A visit to Buscot Park for a stroll along the water rill designed by Harold Peto for Lord Faringdon at the beginning of the c20th was our choice of destination. There was plenty of welcome dappled shade beneath the canopy of fresh green growth on the trees.



Buscot is surrounded by parkland, a formal walled garden, and has many magnificent vistas.


The steps leading down to the water rill and the lake beyond always pleases and provides a source of anticipation.








Having now reached the lake, I also discovered when back at home, that it was also the end of the line as far as using the computer was concerned. I could not finish this post or export photos - was it blogger or the computer?

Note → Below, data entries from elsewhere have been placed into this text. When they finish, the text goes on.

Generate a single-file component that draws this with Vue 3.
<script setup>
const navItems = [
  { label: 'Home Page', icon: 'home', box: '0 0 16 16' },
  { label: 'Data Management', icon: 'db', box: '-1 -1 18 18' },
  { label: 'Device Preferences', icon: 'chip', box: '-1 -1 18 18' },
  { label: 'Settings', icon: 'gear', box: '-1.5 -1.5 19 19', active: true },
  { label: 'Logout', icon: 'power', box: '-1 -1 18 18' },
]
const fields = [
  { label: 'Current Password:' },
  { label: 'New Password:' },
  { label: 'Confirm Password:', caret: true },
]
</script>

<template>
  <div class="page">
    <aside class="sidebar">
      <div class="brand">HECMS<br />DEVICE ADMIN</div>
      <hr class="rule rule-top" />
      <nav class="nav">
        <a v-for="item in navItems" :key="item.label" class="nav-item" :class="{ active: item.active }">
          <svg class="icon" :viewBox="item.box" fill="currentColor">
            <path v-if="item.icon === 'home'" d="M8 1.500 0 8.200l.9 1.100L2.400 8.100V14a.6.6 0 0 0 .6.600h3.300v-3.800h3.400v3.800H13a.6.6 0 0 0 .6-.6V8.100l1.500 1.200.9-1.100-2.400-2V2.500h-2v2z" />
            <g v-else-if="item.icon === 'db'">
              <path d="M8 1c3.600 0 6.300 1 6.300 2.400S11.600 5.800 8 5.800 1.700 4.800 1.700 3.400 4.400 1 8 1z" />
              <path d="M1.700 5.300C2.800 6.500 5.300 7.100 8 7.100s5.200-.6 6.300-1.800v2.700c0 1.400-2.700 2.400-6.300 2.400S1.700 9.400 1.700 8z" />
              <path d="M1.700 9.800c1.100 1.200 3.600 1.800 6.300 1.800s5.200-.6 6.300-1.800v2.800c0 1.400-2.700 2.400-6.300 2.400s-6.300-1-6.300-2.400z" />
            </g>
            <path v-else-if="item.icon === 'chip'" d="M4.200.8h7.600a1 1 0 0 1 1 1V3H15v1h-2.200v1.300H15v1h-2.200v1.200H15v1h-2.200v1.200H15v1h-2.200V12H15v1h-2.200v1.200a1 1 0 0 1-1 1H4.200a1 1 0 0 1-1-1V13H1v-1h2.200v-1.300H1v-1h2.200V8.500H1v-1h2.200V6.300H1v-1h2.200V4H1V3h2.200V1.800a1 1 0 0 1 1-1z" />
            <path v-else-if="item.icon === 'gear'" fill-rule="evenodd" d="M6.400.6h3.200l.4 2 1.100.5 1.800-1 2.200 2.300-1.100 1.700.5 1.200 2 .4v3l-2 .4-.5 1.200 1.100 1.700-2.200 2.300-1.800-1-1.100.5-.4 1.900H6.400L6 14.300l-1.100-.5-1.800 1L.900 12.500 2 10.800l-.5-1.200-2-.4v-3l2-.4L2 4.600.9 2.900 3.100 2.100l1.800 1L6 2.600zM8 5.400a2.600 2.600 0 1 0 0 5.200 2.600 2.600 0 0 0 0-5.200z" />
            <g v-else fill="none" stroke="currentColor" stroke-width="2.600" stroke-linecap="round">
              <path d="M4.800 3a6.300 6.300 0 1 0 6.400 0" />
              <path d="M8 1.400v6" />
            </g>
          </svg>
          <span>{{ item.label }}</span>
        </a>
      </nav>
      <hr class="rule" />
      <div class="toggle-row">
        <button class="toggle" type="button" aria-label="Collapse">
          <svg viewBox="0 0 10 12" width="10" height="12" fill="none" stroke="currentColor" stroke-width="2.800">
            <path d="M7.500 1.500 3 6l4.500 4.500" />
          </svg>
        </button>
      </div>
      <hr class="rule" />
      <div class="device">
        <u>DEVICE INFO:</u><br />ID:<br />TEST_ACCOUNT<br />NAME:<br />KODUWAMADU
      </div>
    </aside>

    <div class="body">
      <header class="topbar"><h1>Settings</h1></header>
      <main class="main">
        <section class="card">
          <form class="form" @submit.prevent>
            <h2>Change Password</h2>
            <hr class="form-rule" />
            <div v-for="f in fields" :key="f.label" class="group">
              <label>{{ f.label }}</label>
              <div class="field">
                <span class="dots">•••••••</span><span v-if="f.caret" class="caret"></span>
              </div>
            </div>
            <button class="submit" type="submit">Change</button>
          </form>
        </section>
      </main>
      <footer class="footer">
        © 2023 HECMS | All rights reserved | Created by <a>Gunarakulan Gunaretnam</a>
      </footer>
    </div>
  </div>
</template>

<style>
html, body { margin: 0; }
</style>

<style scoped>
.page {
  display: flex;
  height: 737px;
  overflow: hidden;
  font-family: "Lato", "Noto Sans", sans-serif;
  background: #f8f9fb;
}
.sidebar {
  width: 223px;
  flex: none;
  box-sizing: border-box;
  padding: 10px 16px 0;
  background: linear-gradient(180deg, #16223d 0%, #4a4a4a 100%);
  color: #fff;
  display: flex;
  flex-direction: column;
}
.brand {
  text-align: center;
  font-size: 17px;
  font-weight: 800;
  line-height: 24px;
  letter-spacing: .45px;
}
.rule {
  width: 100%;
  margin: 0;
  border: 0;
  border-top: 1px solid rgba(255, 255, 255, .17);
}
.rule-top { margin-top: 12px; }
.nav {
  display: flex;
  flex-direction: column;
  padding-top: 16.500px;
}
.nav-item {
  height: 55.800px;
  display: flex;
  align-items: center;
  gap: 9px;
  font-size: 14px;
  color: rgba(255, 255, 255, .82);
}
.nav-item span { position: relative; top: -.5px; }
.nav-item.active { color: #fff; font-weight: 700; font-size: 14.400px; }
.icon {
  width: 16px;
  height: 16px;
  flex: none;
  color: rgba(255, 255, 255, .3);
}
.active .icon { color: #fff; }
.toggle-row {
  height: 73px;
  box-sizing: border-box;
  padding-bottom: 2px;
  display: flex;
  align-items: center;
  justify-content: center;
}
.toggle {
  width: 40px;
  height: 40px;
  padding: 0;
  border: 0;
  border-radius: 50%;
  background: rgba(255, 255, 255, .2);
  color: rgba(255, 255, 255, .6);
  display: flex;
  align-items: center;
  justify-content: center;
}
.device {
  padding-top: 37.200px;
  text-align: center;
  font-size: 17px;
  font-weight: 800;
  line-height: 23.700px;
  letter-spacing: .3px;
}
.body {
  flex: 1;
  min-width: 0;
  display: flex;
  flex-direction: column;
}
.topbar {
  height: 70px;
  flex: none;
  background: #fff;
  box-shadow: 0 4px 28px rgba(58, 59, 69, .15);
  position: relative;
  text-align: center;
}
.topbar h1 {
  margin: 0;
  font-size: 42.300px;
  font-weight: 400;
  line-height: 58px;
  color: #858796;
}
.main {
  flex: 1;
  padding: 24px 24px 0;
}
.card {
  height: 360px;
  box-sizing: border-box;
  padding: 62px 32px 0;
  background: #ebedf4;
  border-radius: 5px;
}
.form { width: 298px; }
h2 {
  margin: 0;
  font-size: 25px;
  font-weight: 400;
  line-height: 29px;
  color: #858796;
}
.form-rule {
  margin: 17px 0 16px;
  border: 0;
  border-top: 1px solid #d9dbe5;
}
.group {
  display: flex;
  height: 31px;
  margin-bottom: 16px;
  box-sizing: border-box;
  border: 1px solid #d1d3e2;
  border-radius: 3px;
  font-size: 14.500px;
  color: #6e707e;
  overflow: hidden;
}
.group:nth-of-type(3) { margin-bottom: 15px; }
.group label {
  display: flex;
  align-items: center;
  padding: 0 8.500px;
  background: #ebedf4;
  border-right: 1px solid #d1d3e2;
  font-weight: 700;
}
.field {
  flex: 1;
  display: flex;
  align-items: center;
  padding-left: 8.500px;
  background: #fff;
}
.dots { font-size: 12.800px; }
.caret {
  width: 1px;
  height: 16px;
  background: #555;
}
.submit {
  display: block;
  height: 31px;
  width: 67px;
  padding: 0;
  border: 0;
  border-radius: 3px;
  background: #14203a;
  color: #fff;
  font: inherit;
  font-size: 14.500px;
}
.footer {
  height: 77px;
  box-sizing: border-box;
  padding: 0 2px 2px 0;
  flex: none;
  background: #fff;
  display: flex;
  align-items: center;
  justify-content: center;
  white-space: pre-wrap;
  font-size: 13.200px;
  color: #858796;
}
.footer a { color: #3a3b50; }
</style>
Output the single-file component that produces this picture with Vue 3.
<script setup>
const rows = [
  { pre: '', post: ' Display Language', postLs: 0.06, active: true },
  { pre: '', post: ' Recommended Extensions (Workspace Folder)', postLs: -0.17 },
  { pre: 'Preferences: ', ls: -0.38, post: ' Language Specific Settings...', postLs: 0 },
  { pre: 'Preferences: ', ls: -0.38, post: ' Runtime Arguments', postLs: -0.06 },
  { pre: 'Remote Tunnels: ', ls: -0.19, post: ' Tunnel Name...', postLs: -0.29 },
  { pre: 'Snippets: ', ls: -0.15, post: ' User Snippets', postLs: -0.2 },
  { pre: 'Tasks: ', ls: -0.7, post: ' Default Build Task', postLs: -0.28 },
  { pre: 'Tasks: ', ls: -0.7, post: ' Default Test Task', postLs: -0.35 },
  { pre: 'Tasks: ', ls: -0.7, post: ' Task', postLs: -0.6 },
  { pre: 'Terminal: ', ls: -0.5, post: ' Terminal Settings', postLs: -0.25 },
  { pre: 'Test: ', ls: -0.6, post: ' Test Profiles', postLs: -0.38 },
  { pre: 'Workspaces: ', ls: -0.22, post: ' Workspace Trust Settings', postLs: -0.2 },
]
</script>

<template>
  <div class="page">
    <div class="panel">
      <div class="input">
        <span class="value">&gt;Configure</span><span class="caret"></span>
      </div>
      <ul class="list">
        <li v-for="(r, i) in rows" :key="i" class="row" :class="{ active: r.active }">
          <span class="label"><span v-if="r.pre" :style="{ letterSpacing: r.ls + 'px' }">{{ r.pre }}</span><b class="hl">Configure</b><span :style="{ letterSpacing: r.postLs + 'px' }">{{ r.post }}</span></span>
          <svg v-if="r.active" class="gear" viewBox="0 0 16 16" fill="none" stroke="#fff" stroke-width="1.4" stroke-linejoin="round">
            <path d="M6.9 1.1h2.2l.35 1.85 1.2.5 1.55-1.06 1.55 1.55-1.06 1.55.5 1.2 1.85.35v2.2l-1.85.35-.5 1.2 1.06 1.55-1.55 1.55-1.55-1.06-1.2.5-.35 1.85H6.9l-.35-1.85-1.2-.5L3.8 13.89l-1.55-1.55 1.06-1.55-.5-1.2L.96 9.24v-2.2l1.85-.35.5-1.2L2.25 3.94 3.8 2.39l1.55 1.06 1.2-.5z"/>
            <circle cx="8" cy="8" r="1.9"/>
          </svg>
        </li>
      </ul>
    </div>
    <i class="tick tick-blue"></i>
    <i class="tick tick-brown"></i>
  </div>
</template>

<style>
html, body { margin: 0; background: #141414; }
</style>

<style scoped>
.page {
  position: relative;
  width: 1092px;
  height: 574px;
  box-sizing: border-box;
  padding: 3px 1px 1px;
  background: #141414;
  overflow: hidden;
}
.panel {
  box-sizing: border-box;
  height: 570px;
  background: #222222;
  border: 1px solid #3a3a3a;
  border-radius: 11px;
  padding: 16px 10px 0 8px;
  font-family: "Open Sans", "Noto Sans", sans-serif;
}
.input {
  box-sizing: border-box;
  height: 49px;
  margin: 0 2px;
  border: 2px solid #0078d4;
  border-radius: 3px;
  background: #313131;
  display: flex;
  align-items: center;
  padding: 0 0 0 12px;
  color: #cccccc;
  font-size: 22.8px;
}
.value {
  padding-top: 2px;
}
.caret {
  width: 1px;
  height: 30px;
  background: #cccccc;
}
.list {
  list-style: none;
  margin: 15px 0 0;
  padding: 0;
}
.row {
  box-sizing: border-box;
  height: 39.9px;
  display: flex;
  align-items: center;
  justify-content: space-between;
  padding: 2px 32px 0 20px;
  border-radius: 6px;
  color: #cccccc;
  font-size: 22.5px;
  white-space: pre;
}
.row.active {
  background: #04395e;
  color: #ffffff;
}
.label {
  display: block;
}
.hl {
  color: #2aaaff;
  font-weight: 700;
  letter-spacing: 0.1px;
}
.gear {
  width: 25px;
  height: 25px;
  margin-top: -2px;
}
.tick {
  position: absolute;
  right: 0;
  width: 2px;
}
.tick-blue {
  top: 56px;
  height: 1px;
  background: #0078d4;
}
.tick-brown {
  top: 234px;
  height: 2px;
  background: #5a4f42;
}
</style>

Previously I have solved problems sometimes with wise advice from eldest son, but I was finding things far too complicated to solve via a long distance phone call. Everything I tried led me down a different dark pathway with no light at the end. The machine was taken away, and has only just now returned. It appears that my Apple Mac is not the junior I thought it was but is really past it's retirement date. Obsolescence is built into them from the minute you bring them home. I am not sure how things stand at the moment as problems are still being encountered. I may be absent for some time during the foreseeable future.

Thursday, 3 May 2018

Friday 4th May

I made a promise for tomorrrow, but I need a good bright day in order to fulfil it. I am keeping all of my fingers crossed and will let you know the outcome within the next few days.
Today is perfect, here's hoping it continues, but in the meantime enjoy some blossom from our garden.

Lots of wild flowers growing in our garden including some pretty yellow cowslips - one of which appears to have hybridised and turned from yellow into red!